解剖学を専門とする医学部教授フレデリック・ドリーヴズは、サーカスの興行師バイツから”エレファント・マン”と呼ばれる畸形の男をひきとる。
本名ジョン・メリック、イギリス人の21歳である彼は、母親が妊娠中象に踏まれたことから生まれつき醜い姿だった。

ジョンはサーカスでさんざん見せ物にされ、バイツに虐待されていたために脅えていた。しかし、温情家ドリーヴズの手厚い保護をうけ、しだいにこころを開くように。勤務先のロンドン病院で受け入れに反対していた院長も改心、厄介者扱いしていた婦長たちも世話を焼いてくれるようになる。

ドリーヴズの妻のもてなしを受け、はじめて人間らしい生活の喜びに触れるジョン。舞台女優のカンドール夫人との「ロミオとジュリエット」の台詞回しでほのかな恋情を募らせる場面、いつも懐中している肖像写真の母を懐かしむシーンなど、思わず涙を誘います。
ドリーヴズがジョンを初見した瞬間、目から涙が溢れのがなんとも印象的。しかし、本作は障害者と医師とのハートフルな交流を描いたものではないのです。

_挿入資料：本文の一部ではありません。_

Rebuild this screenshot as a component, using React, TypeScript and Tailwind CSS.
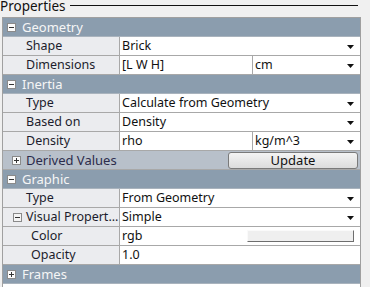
import React from "react";

type RowProps = {
  label: string;
  value?: string;
  unit?: string;
  drop?: boolean;
  unitDrop?: boolean;
  indent?: boolean;
  children?: React.ReactNode;
};

function DropArrow() {
  return (
    <svg width="7" height="5" viewBox="0 0 7 5" className="shrink-0 mt-[2px]">
      <path d="M0 0 H7 L3.5 4 Z" fill="#111" />
    </svg>
  );
}

function Toggle({ open, light = false }: { open: boolean; light?: boolean }) {
  return (
    <svg width="9" height="9" viewBox="0 0 9 9" className="shrink-0">
      <rect x="0.5" y="0.5" width="8" height="8" fill={light ? "#f4f4f4" : "#fbfbfb"} stroke="#8a8a8a" />
      <path d="M2 4.5 H7" stroke="#333" />
      {!open && <path d="M4.5 2 V7" stroke="#333" />}
    </svg>
  );
}

function Header({ title, open = true }: { title: string; open?: boolean }) {
  return (
    <div className="flex items-center h-[19px] border-b border-[#a9b3bd] bg-[#8b9dae] pl-[4px] gap-[6px]">
      <Toggle open={open} />
      <span className="text-[13px] text-[#f6f6f6] leading-none">{title}</span>
    </div>
  );
}

function Row({ label, value, unit, drop, unitDrop, indent, children }: RowProps) {
  return (
    <div className="flex h-[19px] border-b border-[#a8a8a8]">
      <div
        className={`w-[117px] shrink-0 bg-[#ebecef] border-r border-[#a8a8a8] flex items-center text-[12.5px] text-[#1c1c2c] ${
          indent ? "pl-[28px]" : "pl-[23px]"
        }`}
      >
        {label}
      </div>
      <div className={`bg-white flex items-center ${unit !== undefined ? "w-[133px] border-r border-[#a8a8a8]" : "flex-1 pr-[6px]"}`}>
        <span className="pl-[2px] flex-1 text-[#111]">{value}</span>
        {drop && <DropArrow />}
        {children}
      </div>
      {unit !== undefined && (
        <div className="flex-1 bg-white flex items-center pr-[6px]">
          <span className="pl-[2px] flex-1 text-[#111]">{unit}</span>
          {unitDrop && <DropArrow />}
        </div>
      )}
    </div>
  );
}

export default function App() {
  return (
    <div
      className="w-[370px] h-[287px] bg-[#f0f0f0] overflow-hidden text-[12.5px] leading-none"
      style={{ fontFamily: '"Noto Sans", "Liberation Sans", sans-serif' }}
    >
      <div className="flex items-start h-[17px] overflow-hidden">
        <span className="text-[13.5px] leading-[14px] text-[#111] -mt-[1px] pr-[4px]">Properties</span>
        <div className="flex-1 mr-[12px] mt-[5px] h-px bg-[#111]" />
      </div>
      <div className="ml-[2px] w-[359px] h-[270px] border-l border-r border-t border-[#a0a0a0] bg-white">
        <Header title="Geometry" />
        <Row label="Shape" value="Brick" drop />
        <Row label="Dimensions" value="[L W H]" unit="cm" unitDrop />
        <Header title="Inertia" />
        <Row label="Type" value="Calculate from Geometry" drop />
        <Row label="Based on" value="Density" drop />
        <Row label="Density" value="rho" unit="kg/m^3" unitDrop />
        <div className="flex h-[19px] border-b border-[#a8a8a8] bg-[#b8c0ca]">
          <div className="w-[117px] shrink-0 flex items-center pl-[9px] gap-[5px] border-r border-[#b8c0ca]">
            <Toggle open={false} />
            <span className="text-[13px] text-[#2c2c4c] whitespace-nowrap">Derived Values</span>
          </div>
          <div className="flex-1 flex items-center justify-end pr-[2px]">
            <button className="w-[130px] h-[17px] rounded-[3px] border border-[#7a7a7a] bg-gradient-to-b from-[#f4f4f4] to-[#dcdcdc] text-[13px] text-[#111] leading-none">
              Update
            </button>
          </div>
        </div>
        <Header title="Graphic" />
        <Row label="Type" value="From Geometry" drop />
        <div className="flex h-[19px] border-b border-[#a8a8a8]">
          <div className="w-[117px] shrink-0 bg-[#ebecef] border-r border-[#a8a8a8] flex items-center pl-[10px] gap-[4px] text-[12.5px] text-[#1c1c2c]">
            <Toggle open light />
            <span className="whitespace-nowrap">Visual Propert...</span>
          </div>
          <div className="flex-1 bg-white flex items-center pr-[6px]">
            <span className="pl-[2px] flex-1 text-[#111]">Simple</span>
            <DropArrow />
          </div>
        </div>
        <Row label="Color" value="rgb" indent>
          <div className="w-[107px] h-[12px] bg-[#efefef] border border-t-[#fafafa] border-l-[#fafafa] border-r-[#6e6e6e] border-b-[#6e6e6e]" />
        </Row>
        <Row label="Opacity" value="1.0" indent />
        <Header title="Frames" open={false} />
      </div>
    </div>
  );
}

ジョンの存在を学会で発表したことによってドリーヴズの名声が高まり、よかれと思って引き合わせた社交界の紳士淑女たちは、興がってジョンと面会を求めてくる。
そして、病院の警備員の男が小遣い稼ぎに、隔離病棟へ見物客を通したことが、幸福に酔いしれていたジョンをふたたび元の精神の牢獄へと送り返してしまう羽目に。

最終的には紆余曲折を経て、ドリーヴズの監視下に保護されるのですが、それまでにさんざん好奇と侮蔑の目を浴びつづけてきたジョンには、明るい表情は戻っていません。観劇に招待され夢心地のまま就寝する彼が、人間らしい臥せ方で終わっていくのはせめてもの救いなのでしょうか。

本作でおそらくいちばん良心的だったといえるのは、サーカス団に所属する芸人たちでしょう。檻のなかに監禁されたジョンを逃してやったのは、社会から孤立し虐げられた扱いを受けた仲間意識から、彼にだけは運を開いてもらいたいという熱い想いだったのです。不遇な芸人同士が気持ちを通わせるというのが、フェデリコ・フェリーニの名作「道」をしのばせます。

何らかのハンディキャップを背負った者が自己の傷口をさらけだしながら、それでも前向きな生活力をアピールするような本や映像作品は多いもの。しかし、そういう弱者に健常者は安っぽい自己満足な憐憫をかぶせてしまっているのでないか、という本質を暗に批判したかのような話でした。

主人公は実在の人物ジョゼフ・メリックで、実際は遺伝疾患からくる畸形だったとか。彼の稼ぎ口であった見世物興行に対する風当たりの強さで職を失ったようで、現在のごく一般的な道徳観が実は一部の人の生活を奪っていた例だともいえるのではないでしょうか。


「羊たちの沈黙」での怪演が光り、「アトランティスのこころ」で超人的な老人を演じた名優アンソニー・ホプキンスがドリーブズ役。エレファント・マンに扮したのは、「コンタクト」のジョン・ハート。特殊メイクが施されているので、役者の素顔はまったく見えていません。

十九世紀らしさを醸し出すためのモノクロ映像と、時代がかったモンタージュの演出などがほどよく古さを感じさせています。

監督は「マルホランド・ドライブ」のデイヴィッド・リンチ。